--- START OF SUPPLIED MATERIAL ---
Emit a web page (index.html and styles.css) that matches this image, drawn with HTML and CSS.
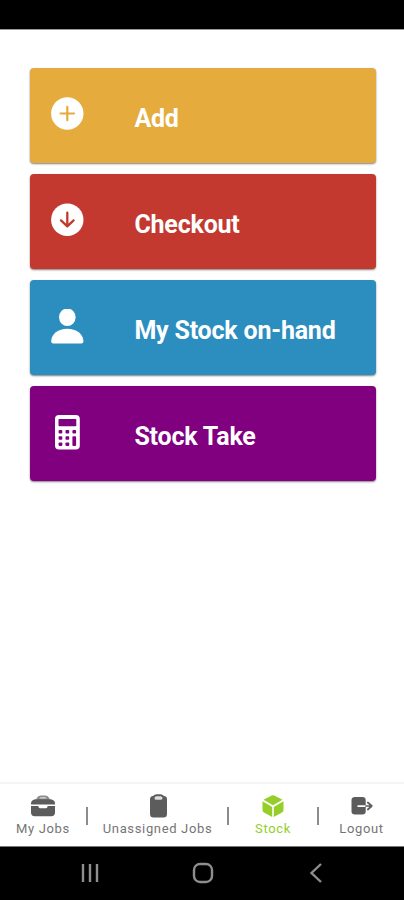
FILE: index.html
```html
<!DOCTYPE html>
<html lang="en">

<head>
  <meta charset="UTF-8" />
  <meta name="viewport" content="width=device-width, initial-scale=1.0" />
  <title>Stock</title>
  <link rel="stylesheet" href="styles.css">
</head>

<body>
  <div class="screen">
    <div class="status-bar"></div>

    <main class="menu">
      <button class="card card-add">
        <svg class="card-icon" viewBox="0 0 34 38">
          <circle cx="17.3" cy="16.5" r="16.2" fill="#fff" />
          <path d="M17.3 9.8v13.4M10.6 16.5h13.4" fill="none" stroke="currentColor" stroke-width="2.2" stroke-linecap="round" />
        </svg>
        <span>Add</span>
      </button>

      <button class="card card-checkout">
        <svg class="card-icon" viewBox="0 0 34 38">
          <circle cx="17.3" cy="16.7" r="16.2" fill="#fff" />
          <path d="M17.3 9.7v13M11 17.4l6.3 6 6.3-6" fill="none" stroke="currentColor" stroke-width="2.3" stroke-linecap="round" stroke-linejoin="round" />
        </svg>
        <span>Checkout</span>
      </button>

      <button class="card card-onhand">
        <svg class="card-icon" viewBox="0 0 34 38" fill="#fff">
          <ellipse cx="17.3" cy="8.3" rx="8.3" ry="8.8" />
          <path d="M1.2 32.2C1.2 25 8.3 19.7 17.3 19.7s16.1 5.3 16.1 12.5q0 2.2-2 2.2H3.2q-2 0-2-2.2z" />
        </svg>
        <span>My Stock on-hand</span>
      </button>

      <button class="card card-take">
        <svg class="card-icon" viewBox="0 0 34 38">
          <rect x="5" y="0" width="24.8" height="34.6" rx="4" fill="#fff" />
          <g fill="currentColor">
            <rect x="8.5" y="4" width="17.8" height="7.3" rx="0.8" />
            <rect x="8.6" y="15" width="3.7" height="3.5" rx="0.9" />
            <rect x="15.5" y="15" width="3.7" height="3.5" rx="0.9" />
            <rect x="22.4" y="15" width="3.7" height="3.5" rx="0.9" />
            <rect x="8.6" y="21.2" width="3.7" height="3.5" rx="0.9" />
            <rect x="15.5" y="21.2" width="3.7" height="3.5" rx="0.9" />
            <rect x="8.6" y="27.4" width="3.7" height="3.5" rx="0.9" />
            <rect x="15.5" y="27.4" width="3.7" height="3.5" rx="0.9" />
            <rect x="22.4" y="21.2" width="3.7" height="9.7" rx="0.9" />
          </g>
        </svg>
        <span>Stock Take</span>
      </button>
    </main>

    <nav class="tabs">
      <a class="tab">
        <svg class="tab-icon" viewBox="0 0 26 24" fill="currentColor">
          <path d="M6.5 6V4.5Q8 1.4 10.5 1.4h5Q18 1.4 19.500 4.500V6z" opacity="0.7" />
          <path d="M9.500 4.500q.5-1.200 1.700-1.200h3.600q1.200 0 1.700 1.200z" fill="#ddd" />
          <path d="M5 5.200h16q4 1 4 4.300v1H1v-1q0-3.300 4-4.300z" />
          <path d="M1 12h7.500v.8q0 1.400 1.500 1.400h6q1.500 0 1.500-1.400V12H25v6.500q0 3.700-3.700 3.700H4.700Q1 22.200 1 18.500z" />
        </svg>
        <span>My Jobs</span>
      </a>
      <i class="divider"></i>
      <a class="tab">
        <svg class="tab-icon" viewBox="0 0 26 24" fill="currentColor">
          <path d="M8 2Q9.500.3 11.500.3h4q2 0 3.500 1.700 3 0 3 3.500V20q0 3.500-3.500 3.500h-10Q5 23.500 5 20V5.500Q5 2 8 2z" />
          <path d="M9.500 3.500L11 2.300h5l1.500 1.200q.3 2.200-1.500 2.200h-5q-1.800 0-1.500-2.200z" fill="#ddd" />
        </svg>
        <span>Unassigned Jobs</span>
      </a>
      <i class="divider"></i>
      <a class="tab active">
        <svg class="tab-icon" viewBox="0 0 26 24" fill="currentColor">
          <path d="M3.500 5.800L11.700 1.600q1.300-.7 2.600 0l8.200 4.200L13 11.200z" />
          <path d="M2.500 7.300L12.200 12.900v10L4 18.500q-1.500-.8-1.500-2.500z" />
          <path d="M23.500 7.300L13.800 12.900v10l8.200-4.400q1.500-.8 1.500-2.500z" />
        </svg>
        <span>Stock</span>
      </a>
      <i class="divider"></i>
      <a class="tab">
        <svg class="tab-icon" viewBox="0 0 26 24" fill="currentColor">
          <path d="M6 3h7.500q3.200 0 3.200 3v5.200H8.500v1.700h8.200v4.600q0 3-3.200 3H6q-3.500 0-3.500-3V6Q2.500 3 6 3z" />
          <path d="M17 12h5.500M18.800 8.500l4 3.500-4 3.500" fill="none" stroke="currentColor" stroke-width="1.7" stroke-linecap="round" stroke-linejoin="round" />
        </svg>
        <span>Logout</span>
      </a>
    </nav>

    <div class="system-nav">
      <svg class="system-icon" viewBox="0 0 24 24">
        <path d="M5 3v18M12 3v18M19 3v18" />
      </svg>
      <svg class="system-icon" viewBox="0 0 24 24">
        <rect x="3" y="3" width="18" height="18" rx="6" />
      </svg>
      <svg class="system-icon" viewBox="0 0 24 24">
        <path d="M17 3L7.500 12l9.500 9" />
      </svg>
    </div>
  </div>
</body>

</html>
```
FILE: styles.css
```css
:root {
  --add: #e5ab3d;
  --checkout: #c3392f;
  --onhand: #2b8ebf;
  --take: #800080;
  --active: #95ce28;
  --icon: #5c5c5c;
  --text: #757575;
}

* {
  margin: 0;
  padding: 0;
  box-sizing: border-box;
}

body {
  font-family: Roboto, sans-serif;
  background-color: #fff;
}

.screen {
  display: flex;
  flex-direction: column;
  height: 900px;
}

.status-bar {
  height: 30px;
  background-color: #000;
  border-bottom: 1px solid #999;
}

.menu {
  flex: 1;
  display: flex;
  flex-direction: column;
  gap: 11px;
  padding: 38px 28px 0 30px;
}

.card {
  display: flex;
  align-items: center;
  height: 95px;
  padding-left: 20px;
  padding-top: 6px;
  border: none;
  border-radius: 4px;
  box-shadow: 0 1px 2px rgba(0, 0, 0, 0.5);
  font-family: inherit;
  font-size: 25px;
  font-weight: 700;
  letter-spacing: -0.2px;
}

.card span {
  color: #fff;
}

.card-icon {
  width: 34px;
  height: 38px;
  margin-right: 50.4px;
  margin-bottom: 6px;
}

.card-add {
  background-color: var(--add);
  color: var(--add);
}

.card-checkout {
  background-color: var(--checkout);
  color: var(--checkout);
}

.card-onhand {
  background-color: var(--onhand);
  color: var(--onhand);
}

.card-take {
  background-color: var(--take);
  color: var(--take);
}

.tabs {
  display: grid;
  grid-template-columns: 86px 2px 139px 2px 88px 2px 1fr;
  height: 65px;
  padding-top: 10px;
  border-top: 2px solid #f4f4f4;
  border-bottom: 1px solid #777;
}

.tab {
  display: flex;
  flex-direction: column;
  align-items: center;
  color: var(--icon);
  font-size: 13px;
  line-height: 16px;
  letter-spacing: 0.65px;
  white-space: nowrap;
}

.tab span {
  color: var(--text);
}

.tab-icon {
  width: 26px;
  height: 24px;
  margin-bottom: 3px;
}

.tab.active,
.tab.active span {
  color: var(--active);
}

.divider {
  height: 18px;
  margin-top: 13px;
  background-color: #8c8c8c;
}

.system-nav {
  display: flex;
  justify-content: center;
  gap: 89px;
  height: 53px;
  padding-top: 14px;
  padding-left: 2px;
  background-color: #000;
}

.system-icon {
  width: 24px;
  height: 24px;
  fill: none;
  stroke: #8e8e8e;
  stroke-width: 2.4;
}
```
--- END OF SUPPLIED MATERIAL ---
» **DESCRIPTION OF THE TASK**: Copy all the lines of data exactly as they appear, dropping any images.

» **EXPECTED ANSWER**:
Emit a web page (index.html and styles.css) that matches this image, drawn with HTML and CSS.
FILE: index.html
```html
<!DOCTYPE html>
<html lang="en">

<head>
  <meta charset="UTF-8" />
  <meta name="viewport" content="width=device-width, initial-scale=1.0" />
  <title>Stock</title>
  <link rel="stylesheet" href="styles.css">
</head>

<body>
  <div class="screen">
    <div class="status-bar"></div>

    <main class="menu">
      <button class="card card-add">
        <svg class="card-icon" viewBox="0 0 34 38">
          <circle cx="17.3" cy="16.5" r="16.2" fill="#fff" />
          <path d="M17.3 9.8v13.4M10.6 16.5h13.4" fill="none" stroke="currentColor" stroke-width="2.2" stroke-linecap="round" />
        </svg>
        <span>Add</span>
      </button>

      <button class="card card-checkout">
        <svg class="card-icon" viewBox="0 0 34 38">
          <circle cx="17.3" cy="16.7" r="16.2" fill="#fff" />
          <path d="M17.3 9.7v13M11 17.4l6.3 6 6.3-6" fill="none" stroke="currentColor" stroke-width="2.3" stroke-linecap="round" stroke-linejoin="round" />
        </svg>
        <span>Checkout</span>
      </button>

      <button class="card card-onhand">
        <svg class="card-icon" viewBox="0 0 34 38" fill="#fff">
          <ellipse cx="17.3" cy="8.3" rx="8.3" ry="8.8" />
          <path d="M1.2 32.2C1.2 25 8.3 19.7 17.3 19.7s16.1 5.3 16.1 12.5q0 2.2-2 2.2H3.2q-2 0-2-2.2z" />
        </svg>
        <span>My Stock on-hand</span>
      </button>

      <button class="card card-take">
        <svg class="card-icon" viewBox="0 0 34 38">
          <rect x="5" y="0" width="24.8" height="34.6" rx="4" fill="#fff" />
          <g fill="currentColor">
            <rect x="8.5" y="4" width="17.8" height="7.3" rx="0.8" />
            <rect x="8.6" y="15" width="3.7" height="3.5" rx="0.9" />
            <rect x="15.5" y="15" width="3.7" height="3.5" rx="0.9" />
            <rect x="22.4" y="15" width="3.7" height="3.5" rx="0.9" />
            <rect x="8.6" y="21.2" width="3.7" height="3.5" rx="0.9" />
            <rect x="15.5" y="21.2" width="3.7" height="3.5" rx="0.9" />
            <rect x="8.6" y="27.4" width="3.7" height="3.5" rx="0.9" />
            <rect x="15.5" y="27.4" width="3.7" height="3.5" rx="0.9" />
            <rect x="22.4" y="21.2" width="3.7" height="9.7" rx="0.9" />
          </g>
        </svg>
        <span>Stock Take</span>
      </button>
    </main>

    <nav class="tabs">
      <a class="tab">
        <svg class="tab-icon" viewBox="0 0 26 24" fill="currentColor">
          <path d="M6.5 6V4.5Q8 1.4 10.5 1.4h5Q18 1.4 19.500 4.500V6z" opacity="0.7" />
          <path d="M9.500 4.500q.5-1.200 1.700-1.200h3.600q1.200 0 1.700 1.200z" fill="#ddd" />
          <path d="M5 5.200h16q4 1 4 4.300v1H1v-1q0-3.300 4-4.300z" />
          <path d="M1 12h7.500v.8q0 1.400 1.500 1.400h6q1.500 0 1.500-1.400V12H25v6.500q0 3.700-3.700 3.700H4.700Q1 22.200 1 18.500z" />
        </svg>
        <span>My Jobs</span>
      </a>
      <i class="divider"></i>
      <a class="tab">
        <svg class="tab-icon" viewBox="0 0 26 24" fill="currentColor">
          <path d="M8 2Q9.500.3 11.500.3h4q2 0 3.500 1.700 3 0 3 3.500V20q0 3.500-3.500 3.500h-10Q5 23.500 5 20V5.500Q5 2 8 2z" />
          <path d="M9.500 3.500L11 2.300h5l1.500 1.200q.3 2.200-1.500 2.200h-5q-1.800 0-1.500-2.200z" fill="#ddd" />
        </svg>
        <span>Unassigned Jobs</span>
      </a>
      <i class="divider"></i>
      <a class="tab active">
        <svg class="tab-icon" viewBox="0 0 26 24" fill="currentColor">
          <path d="M3.500 5.800L11.700 1.600q1.300-.7 2.600 0l8.200 4.200L13 11.200z" />
          <path d="M2.500 7.300L12.200 12.900v10L4 18.500q-1.500-.8-1.500-2.500z" />
          <path d="M23.500 7.300L13.800 12.900v10l8.200-4.400q1.500-.8 1.500-2.500z" />
        </svg>
        <span>Stock</span>
      </a>
      <i class="divider"></i>
      <a class="tab">
        <svg class="tab-icon" viewBox="0 0 26 24" fill="currentColor">
          <path d="M6 3h7.500q3.200 0 3.200 3v5.200H8.500v1.700h8.200v4.600q0 3-3.200 3H6q-3.500 0-3.500-3V6Q2.500 3 6 3z" />
          <path d="M17 12h5.500M18.800 8.500l4 3.500-4 3.500" fill="none" stroke="currentColor" stroke-width="1.7" stroke-linecap="round" stroke-linejoin="round" />
        </svg>
        <span>Logout</span>
      </a>
    </nav>

    <div class="system-nav">
      <svg class="system-icon" viewBox="0 0 24 24">
        <path d="M5 3v18M12 3v18M19 3v18" />
      </svg>
      <svg class="system-icon" viewBox="0 0 24 24">
        <rect x="3" y="3" width="18" height="18" rx="6" />
      </svg>
      <svg class="system-icon" viewBox="0 0 24 24">
        <path d="M17 3L7.500 12l9.500 9" />
      </svg>
    </div>
  </div>
</body>

</html>
```
FILE: styles.css
```css
:root {
  --add: #e5ab3d;
  --checkout: #c3392f;
  --onhand: #2b8ebf;
  --take: #800080;
  --active: #95ce28;
  --icon: #5c5c5c;
  --text: #757575;
}

* {
  margin: 0;
  padding: 0;
  box-sizing: border-box;
}

body {
  font-family: Roboto, sans-serif;
  background-color: #fff;
}

.screen {
  display: flex;
  flex-direction: column;
  height: 900px;
}

.status-bar {
  height: 30px;
  background-color: #000;
  border-bottom: 1px solid #999;
}

.menu {
  flex: 1;
  display: flex;
  flex-direction: column;
  gap: 11px;
  padding: 38px 28px 0 30px;
}

.card {
  display: flex;
  align-items: center;
  height: 95px;
  padding-left: 20px;
  padding-top: 6px;
  border: none;
  border-radius: 4px;
  box-shadow: 0 1px 2px rgba(0, 0, 0, 0.5);
  font-family: inherit;
  font-size: 25px;
  font-weight: 700;
  letter-spacing: -0.2px;
}

.card span {
  color: #fff;
}

.card-icon {
  width: 34px;
  height: 38px;
  margin-right: 50.4px;
  margin-bottom: 6px;
}

.card-add {
  background-color: var(--add);
  color: var(--add);
}

.card-checkout {
  background-color: var(--checkout);
  color: var(--checkout);
}

.card-onhand {
  background-color: var(--onhand);
  color: var(--onhand);
}

.card-take {
  background-color: var(--take);
  color: var(--take);
}

.tabs {
  display: grid;
  grid-template-columns: 86px 2px 139px 2px 88px 2px 1fr;
  height: 65px;
  padding-top: 10px;
  border-top: 2px solid #f4f4f4;
  border-bottom: 1px solid #777;
}

.tab {
  display: flex;
  flex-direction: column;
  align-items: center;
  color: var(--icon);
  font-size: 13px;
  line-height: 16px;
  letter-spacing: 0.65px;
  white-space: nowrap;
}

.tab span {
  color: var(--text);
}

.tab-icon {
  width: 26px;
  height: 24px;
  margin-bottom: 3px;
}

.tab.active,
.tab.active span {
  color: var(--active);
}

.divider {
  height: 18px;
  margin-top: 13px;
  background-color: #8c8c8c;
}

.system-nav {
  display: flex;
  justify-content: center;
  gap: 89px;
  height: 53px;
  padding-top: 14px;
  padding-left: 2px;
  background-color: #000;
}

.system-icon {
  width: 24px;
  height: 24px;
  fill: none;
  stroke: #8e8e8e;
  stroke-width: 2.4;
}
```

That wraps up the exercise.